> **PROVIDED MATERIAL**:
--- Start ---

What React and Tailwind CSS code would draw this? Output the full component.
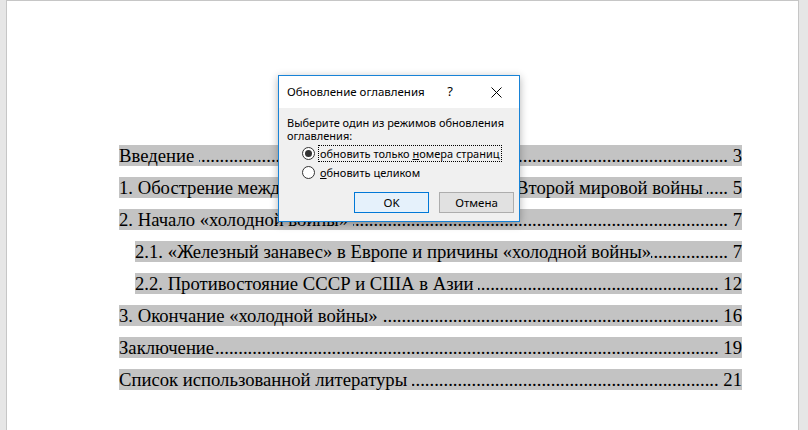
import React from "react";

const rows = [
  { label: ["Введение "], page: "3", indent: false },
  {
    // middle part lies under the dialog, squeezed into the gap the reference shows
    label: ["1. Обострение межд", "ународной обстановки накануне ", "Второй мировой войны "],
    page: "5",
    indent: false,
  },
  { label: ["2. Начало «холодной войны» "], page: "7", indent: false },
  {
    label: ["2.1. «Железный занавес» в Европе и причины «холодной войны»"],
    page: "7",
    indent: true,
  },
  { label: ["2.2. Противостояние СССР и США в Азии "], page: "12", indent: true },
  { label: ["3. Окончание «холодной войны» "], page: "16", indent: false },
  { label: ["Заключение"], page: "19", indent: false },
  { label: ["Список использованной литературы "], page: "21", indent: false },
];

const dots = ".".repeat(220);

const TocRow = ({ label, page, indent }) => (
  <div className="h-[32px]">
    <div
      className={`flex h-[21px] leading-[21px] bg-[#c3c3c3] whitespace-pre ${
        indent ? "ml-[128px] w-[607px]" : "ml-[112px] w-[623px]"
      }`}
    >
      {label.length === 3 ? (
        <>
          <span className="shrink-0">{label[0]}</span>
          <span className="shrink-0 w-[236px] overflow-hidden">{label[1]}</span>
          <span className="shrink-0">{label[2]}</span>
        </>
      ) : (
        <span className="shrink-0">{label[0]}</span>
      )}
      <span className="flex-1 min-w-0 overflow-hidden flex justify-end">
        <span className="shrink-0">{dots}</span>
      </span>
      <span className="shrink-0">{" " + page}</span>
    </div>
  </div>
);

const Radio = ({ checked }) => (
  <span className="w-[13px] h-[13px] rounded-full border border-[#333333] bg-white flex items-center justify-center shrink-0">
    {checked && <span className="w-[7px] h-[7px] rounded-full bg-[#333333]" />}
  </span>
);

const Dialog = () => (
  <div
    className="absolute left-[278px] top-[75px] w-[242px] h-[147px] border border-[#1883d7] bg-[#f0f0f0] shadow-[0_2px_8px_rgba(0,0,0,0.3)] text-[11px] text-black whitespace-nowrap"
    style={{ fontFamily: '"Noto Sans", "Open Sans", sans-serif' }}
  >
    {/* Title bar */}
    <div className="h-[32px] bg-white flex items-center text-[11.5px]">
      <span className="flex-1 pl-[8px]">Обновление оглавления</span>
      <span className="w-[46px] text-center text-[13px]">?</span>
      <span className="w-[46px] flex items-center justify-center">
        <svg width="11" height="11" viewBox="0 0 11 11">
          <path d="M0.5 0.5 L10.5 10.5 M10.5 0.5 L0.5 10.5" stroke="#000" strokeWidth="1" fill="none" />
        </svg>
      </span>
    </div>

    {/* Body */}
    <div className="pl-[8px] pt-[8px] leading-[13px]">
      <div>Выберите один из режимов обновления</div>
      <div>оглавления:</div>

      <div className="mt-[3px] ml-[15px] flex items-center h-[17px] gap-[3px]">
        <Radio checked />
        <span className="border border-dotted border-black px-[1px] h-[17px] leading-[15px]">
          обновить только <span className="underline">н</span>омера страниц
        </span>
      </div>
      <div className="mt-[2px] ml-[15px] flex items-center h-[17px] gap-[4px]">
        <Radio />
        <span className="pl-[1px]">
          <span className="underline">о</span>бновить целиком
        </span>
      </div>

      <div className="mt-[11px] pr-[5px] flex justify-end gap-[10px] text-[11.5px]">
        <button className="w-[75px] h-[21px] border border-[#0078d7] bg-[#e5f1fb] leading-[19px]">
          OK
        </button>
        <button className="w-[75px] h-[21px] border border-[#adadad] bg-[#e1e1e1] leading-[19px]">
          Отмена
        </button>
      </div>
    </div>
  </div>
);

export default function App() {
  return (
    <div className="relative w-[808px] h-[430px] overflow-hidden bg-[#e6e6e6]">
      <div
        className="ml-[6px] w-[793px] h-[440px] bg-white border-t border-l border-r border-[#c6c6c6] pt-[144px] text-[18.67px] text-black"
        style={{ fontFamily: '"Liberation Serif", "Times New Roman", serif' }}
      >
        {rows.map((r, i) => (
          <TocRow key={i} {...r} />
        ))}
      </div>
      <Dialog />
    </div>
  );
}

--- End ---

> **PROMPT**:
The lines from the top of the data above through the one holding "import React from" are to be repeated exactly, and only those, with no pictures.

> **OUTPUT OF THE TASK**:
What React and Tailwind CSS code would draw this? Output the full component.
import React from "react";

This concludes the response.